C'est ainsi que plusieurs réalisations intéressantes ont vu le jour au Coma Science Group, entre autres. Mais si certains de ces systèmes permettent de se jouer du contrôle moteur, ce qui les rend capables de contourner l'écueil d'une éventuelle paralysie motrice dont serait atteint le patient, ils supposent néanmoins que ce dernier comprenne encore le langage, car le principe de l'interface, comme celui des examens de neuroimagerie précités, est de mesurer des activations cérébrales en réponse à la demande d'exécution d'une tâche mentale. Comme, par exemple, se concentrer sur un stimulus visuel ou auditif. Or, nous l'avons évoqué, les patients concernés peuvent souffrir de déficiences sensorielles (cécité, surdité...), de troubles du langage (aphasie) ou de déficits attentionnels. L'approche diagnostique est alors caduque.

Comment dépasser cette difficulté ? Dans un article paru en septembre 2015 dans la revue Brain(3), des chercheurs du Coma Science Group et du Massachusetts Institute of Technology (MIT), à Boston, ont montré qu'il était possible de résoudre le problème en recourant à l'IRM fonctionnelle « à l'état de repos », c'est-à-dire chez des sujets éveillés n'effectuant aucune tâche. Toutefois, même lorsque l'esprit a tout loisir de ne rien faire, la cognition vagabonde, se dirige toujours spontanément vers des pensées et des sentiments. Il existe donc chez tout individu une activité cérébrale par défaut. En fait, le mot « repos » est trompeur quand on parle du cerveau, puisque ce dernier n'est jamais véritablement silencieux, hormis dans l'état de mort cérébrale. Cette activité intrinsèque qui caractérise un cerveau dit au repos est quantifiable en IRMf et a servi de pilier à l'élaboration d'une méthode destinée, une fois encore, à distinguer les patients en état de conscience minimale des patients en état végétatif/non répondant.

IRMf repos

Quel trafic sur les autoroutes ?

L'enregistrement en IRMf chez des sujets au repos permet d'identifier six réseaux. Le premier, qui est composé d'aires associatives médianes (précuneus, cortex cingulaires antérieur et postérieur, cortex mésiofrontal) et latérales (cortex temporal postérieur), est lié à la conscience de soi, entendue comme le fait d'être concentré sur son monde intérieur - Que vais-je faire ce soir ? Arriverai-je à terminer mon travail à temps ?... « C'est le territoire de la petite voix intérieure qui nous parle et de l'imagerie mentale », précise Steven Laureys. Le deuxième réseau, qui met en œuvre des aires fronto-pariétales latérales, est centré sur la conscience du monde extérieur, bâtie à partir de nos perceptions - Il fait chaud dans cette pièce. Je commence à avoir mal au dos... Troisième réseau : celui de la saillance émotionnelle, incluant notamment l'insula. Sa fonction serait d'identifier certains stimuli émotionnellement marqués qui se révèlent importants pour l'organisme, telle la douleur ou l'anxiété.
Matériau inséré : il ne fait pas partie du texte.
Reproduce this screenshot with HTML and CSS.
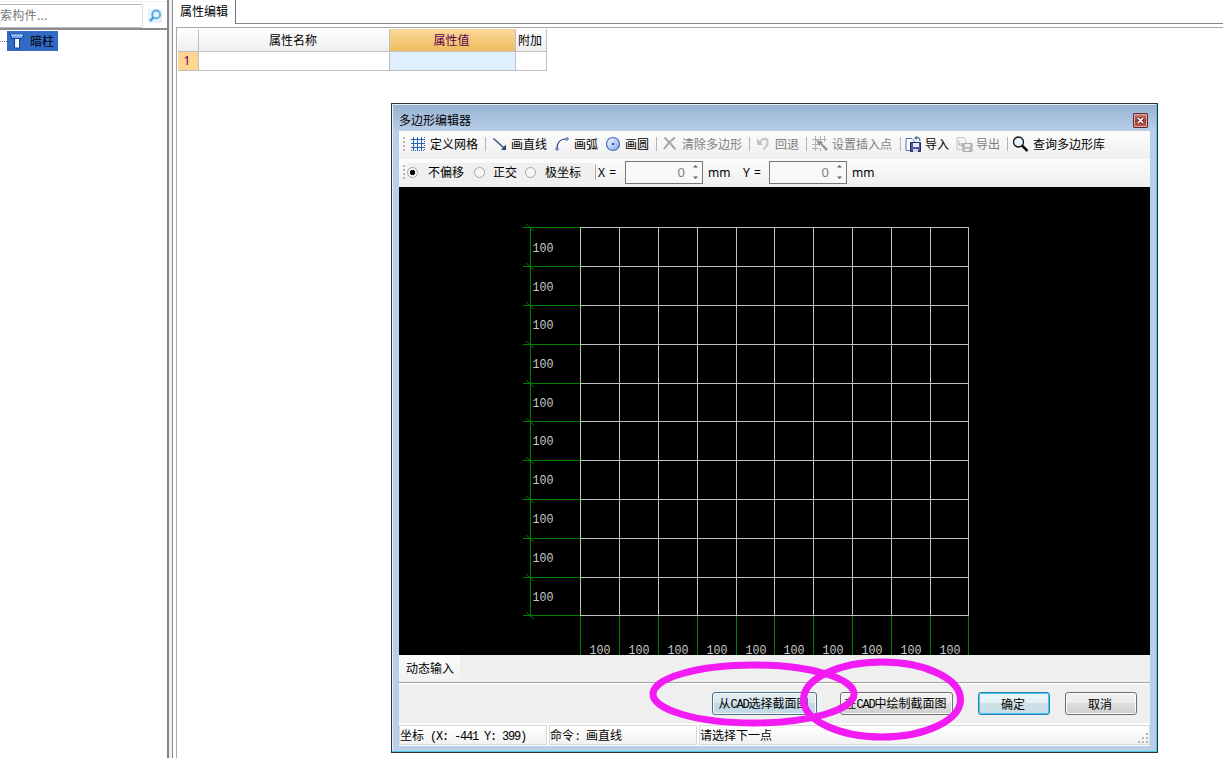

(3) Demertzi, A., Antonopoulos, G., Heine, L., Voss, H. U., Crone, J. S., de Los Angeles, C., Bahri, M. A., Di Perri, C., Vanhaudenhuyse, A., Charland-Verville, V., Kronbichler, M., Trinka, E., Phillips, C., Gomez, F., Tshibanda, L., Soddu, A., Schiff, N. D., Whitfield-Gabrieli, S., & Laureys, S. (2015). Intrinsic functional connectivity differentiates minimally conscious from unresponsive patients. Brain: a journal of neurology, 138, 2619-2631.